La plasticité de l’image restitue cette violence et son inscription dans les chairs, mais la présence obstinée des corps ou de leurs traces traduit aussi leur résistance; la scarification est d’abord une contre-stratégie visant à empêcher l’inscription forcée des empreintes digitales au fichier Eurodac, qui sert à déterminer le pays où la personne migrante devra demander l’asile, en vertu de la convention de Dublin. Plutôt qu’une posture surplombante ou apitoyée qui ferait de la personne migrante une victime, cette mise en scène attentive la rétablit comme sujet politique, comme « figure de guerre ». Le film montre les gestes quotidiens de la survie, fait l’archéologie de la présence des exilé.e.s à Calais. Fragments incendiaires, autonomes et sans chronologie, qui ne donnent prise ni à la fiction ni au romanesque mais se télescopent, s’entrechoquent et clament la faillite des politiques migratoires.

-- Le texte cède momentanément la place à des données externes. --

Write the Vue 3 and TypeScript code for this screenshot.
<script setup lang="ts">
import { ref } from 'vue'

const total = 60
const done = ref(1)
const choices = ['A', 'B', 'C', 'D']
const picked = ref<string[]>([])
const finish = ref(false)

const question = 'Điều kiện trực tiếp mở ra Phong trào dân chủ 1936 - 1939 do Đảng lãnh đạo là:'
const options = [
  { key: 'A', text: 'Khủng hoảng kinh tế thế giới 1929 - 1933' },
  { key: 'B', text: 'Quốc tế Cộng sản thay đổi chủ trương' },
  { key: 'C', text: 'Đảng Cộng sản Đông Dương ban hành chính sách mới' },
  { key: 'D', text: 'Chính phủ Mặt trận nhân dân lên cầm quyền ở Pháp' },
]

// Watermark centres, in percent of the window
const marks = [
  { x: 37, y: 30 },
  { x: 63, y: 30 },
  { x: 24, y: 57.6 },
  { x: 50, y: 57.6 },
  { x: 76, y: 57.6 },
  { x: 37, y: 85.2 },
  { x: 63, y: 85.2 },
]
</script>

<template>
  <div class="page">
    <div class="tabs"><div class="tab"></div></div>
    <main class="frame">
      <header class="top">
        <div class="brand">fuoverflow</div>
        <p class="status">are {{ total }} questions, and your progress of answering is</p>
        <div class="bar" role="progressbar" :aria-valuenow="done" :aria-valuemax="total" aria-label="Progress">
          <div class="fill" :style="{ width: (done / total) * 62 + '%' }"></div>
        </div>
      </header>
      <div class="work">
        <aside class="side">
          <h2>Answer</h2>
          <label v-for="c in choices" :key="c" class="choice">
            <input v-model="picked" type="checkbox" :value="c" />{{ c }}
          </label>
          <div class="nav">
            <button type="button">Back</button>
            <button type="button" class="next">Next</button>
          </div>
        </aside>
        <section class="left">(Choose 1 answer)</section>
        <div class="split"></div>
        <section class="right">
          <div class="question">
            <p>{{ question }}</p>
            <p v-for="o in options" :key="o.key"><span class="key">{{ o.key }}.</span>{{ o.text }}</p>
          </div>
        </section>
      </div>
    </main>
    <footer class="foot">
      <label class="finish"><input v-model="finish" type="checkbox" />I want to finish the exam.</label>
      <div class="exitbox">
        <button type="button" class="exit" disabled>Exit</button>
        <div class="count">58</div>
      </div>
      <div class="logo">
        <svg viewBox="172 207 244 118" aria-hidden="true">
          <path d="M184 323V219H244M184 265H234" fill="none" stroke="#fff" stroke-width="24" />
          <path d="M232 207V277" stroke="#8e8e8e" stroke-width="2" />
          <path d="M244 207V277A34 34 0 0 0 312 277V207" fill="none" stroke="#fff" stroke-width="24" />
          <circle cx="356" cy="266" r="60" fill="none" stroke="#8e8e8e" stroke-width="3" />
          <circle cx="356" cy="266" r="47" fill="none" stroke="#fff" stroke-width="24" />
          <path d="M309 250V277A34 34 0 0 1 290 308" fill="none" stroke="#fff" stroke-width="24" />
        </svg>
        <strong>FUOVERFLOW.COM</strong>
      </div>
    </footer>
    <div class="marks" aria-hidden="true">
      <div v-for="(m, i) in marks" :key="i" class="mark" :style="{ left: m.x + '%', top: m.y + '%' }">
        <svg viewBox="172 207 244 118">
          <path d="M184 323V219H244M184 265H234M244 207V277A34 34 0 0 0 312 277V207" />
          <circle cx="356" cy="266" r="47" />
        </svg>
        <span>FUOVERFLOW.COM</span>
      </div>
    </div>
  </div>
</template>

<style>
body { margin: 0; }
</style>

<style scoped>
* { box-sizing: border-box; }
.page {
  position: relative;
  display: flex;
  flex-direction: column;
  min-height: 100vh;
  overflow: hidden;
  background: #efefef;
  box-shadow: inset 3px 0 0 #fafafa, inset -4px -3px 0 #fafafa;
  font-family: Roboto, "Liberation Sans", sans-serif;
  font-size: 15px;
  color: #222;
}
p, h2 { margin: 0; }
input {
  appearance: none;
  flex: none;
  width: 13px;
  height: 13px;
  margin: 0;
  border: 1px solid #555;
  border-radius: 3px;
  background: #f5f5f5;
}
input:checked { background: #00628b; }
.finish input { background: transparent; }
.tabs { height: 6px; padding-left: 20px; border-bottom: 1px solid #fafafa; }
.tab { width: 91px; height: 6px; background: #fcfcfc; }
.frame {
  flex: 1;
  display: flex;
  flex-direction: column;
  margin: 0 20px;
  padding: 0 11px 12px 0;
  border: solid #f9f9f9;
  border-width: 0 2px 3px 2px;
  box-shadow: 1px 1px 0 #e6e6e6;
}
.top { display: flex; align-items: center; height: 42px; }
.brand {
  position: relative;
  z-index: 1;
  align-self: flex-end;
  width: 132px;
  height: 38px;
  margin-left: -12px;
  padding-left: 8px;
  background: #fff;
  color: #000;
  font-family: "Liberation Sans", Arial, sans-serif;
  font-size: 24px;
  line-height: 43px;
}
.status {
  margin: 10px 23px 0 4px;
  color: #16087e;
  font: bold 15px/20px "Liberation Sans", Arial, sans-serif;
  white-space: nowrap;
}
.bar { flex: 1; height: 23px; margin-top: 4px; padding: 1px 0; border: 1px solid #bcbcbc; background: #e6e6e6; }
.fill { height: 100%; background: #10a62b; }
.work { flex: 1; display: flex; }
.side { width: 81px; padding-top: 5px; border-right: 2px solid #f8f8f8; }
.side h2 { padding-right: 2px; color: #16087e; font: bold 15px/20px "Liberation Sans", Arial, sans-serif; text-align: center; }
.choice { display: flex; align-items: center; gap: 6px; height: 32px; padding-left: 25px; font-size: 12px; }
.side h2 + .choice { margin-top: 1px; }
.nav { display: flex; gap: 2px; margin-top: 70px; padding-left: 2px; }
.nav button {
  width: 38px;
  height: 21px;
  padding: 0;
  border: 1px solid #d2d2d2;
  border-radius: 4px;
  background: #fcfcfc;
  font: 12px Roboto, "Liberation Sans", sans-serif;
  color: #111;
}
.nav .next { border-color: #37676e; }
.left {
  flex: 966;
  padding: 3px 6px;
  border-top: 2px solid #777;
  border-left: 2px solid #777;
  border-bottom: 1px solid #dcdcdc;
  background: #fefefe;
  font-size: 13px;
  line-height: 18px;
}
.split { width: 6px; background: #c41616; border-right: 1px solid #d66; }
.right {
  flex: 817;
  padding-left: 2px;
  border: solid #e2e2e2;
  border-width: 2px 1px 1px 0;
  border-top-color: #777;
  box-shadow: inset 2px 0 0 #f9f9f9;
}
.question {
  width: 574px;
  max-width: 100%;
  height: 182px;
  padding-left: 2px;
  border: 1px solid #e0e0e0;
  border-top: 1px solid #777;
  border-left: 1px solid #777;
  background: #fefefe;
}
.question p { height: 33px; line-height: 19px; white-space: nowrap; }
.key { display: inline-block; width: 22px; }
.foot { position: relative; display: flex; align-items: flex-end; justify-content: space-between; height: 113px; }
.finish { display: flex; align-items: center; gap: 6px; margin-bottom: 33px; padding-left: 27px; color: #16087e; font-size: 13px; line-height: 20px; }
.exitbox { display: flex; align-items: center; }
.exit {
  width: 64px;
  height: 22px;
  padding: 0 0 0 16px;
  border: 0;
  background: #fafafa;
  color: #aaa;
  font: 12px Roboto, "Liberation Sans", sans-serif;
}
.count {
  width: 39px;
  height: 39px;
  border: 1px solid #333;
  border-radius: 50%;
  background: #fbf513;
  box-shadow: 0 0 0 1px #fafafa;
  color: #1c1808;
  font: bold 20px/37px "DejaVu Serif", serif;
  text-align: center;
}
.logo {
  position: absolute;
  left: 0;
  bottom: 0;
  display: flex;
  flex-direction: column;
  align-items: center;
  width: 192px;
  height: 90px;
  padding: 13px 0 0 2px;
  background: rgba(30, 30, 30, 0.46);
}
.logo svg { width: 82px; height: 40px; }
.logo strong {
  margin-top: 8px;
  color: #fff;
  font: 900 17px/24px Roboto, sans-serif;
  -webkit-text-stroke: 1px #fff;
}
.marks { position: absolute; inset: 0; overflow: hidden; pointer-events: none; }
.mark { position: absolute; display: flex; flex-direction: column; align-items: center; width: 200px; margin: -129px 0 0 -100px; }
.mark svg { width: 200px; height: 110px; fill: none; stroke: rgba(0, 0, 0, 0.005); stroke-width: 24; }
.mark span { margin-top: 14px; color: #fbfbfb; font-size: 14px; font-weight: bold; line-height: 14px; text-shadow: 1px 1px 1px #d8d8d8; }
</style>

Le 22 septembre 2009, la Jungle de Calais est détruite. Des abris, dits de fortune, ne restent que les affiches publicitaires utilisées pour bâtir, et certains de leurs slogans, là, sont d’une ironie terrible. Empêtré dans un arbre, il y a un sac de courses – « Je me simplifie la vie. Je fais des économies. » Éric Besson dit qu’il est très content.

Après le démantèlement, il y a un homme dans un centre d’hébergement d’urgence, qui s’ensevelit sous le drap de gaze. Fin du film.

« Dans celui qui a sa fièvre en soi, à qui n’importent les murs /
dans le faible à jamais récalcitrant /
dans la présence de la mer /
dans la distance du juge /
dans la cécité »

– Henri Michaux, Qu’il repose en révolte

(Les déclarations de Sylvain George et Jacques Rancière sont tirées d’un débat organisé par la revue Independencia le 11 décembre 2011.

Les citations de Jérôme Valluy et d’Alain Carou sont tirées de Mediapart, respectivement le 20 novembre 2011 et le 19 octobre 2014.)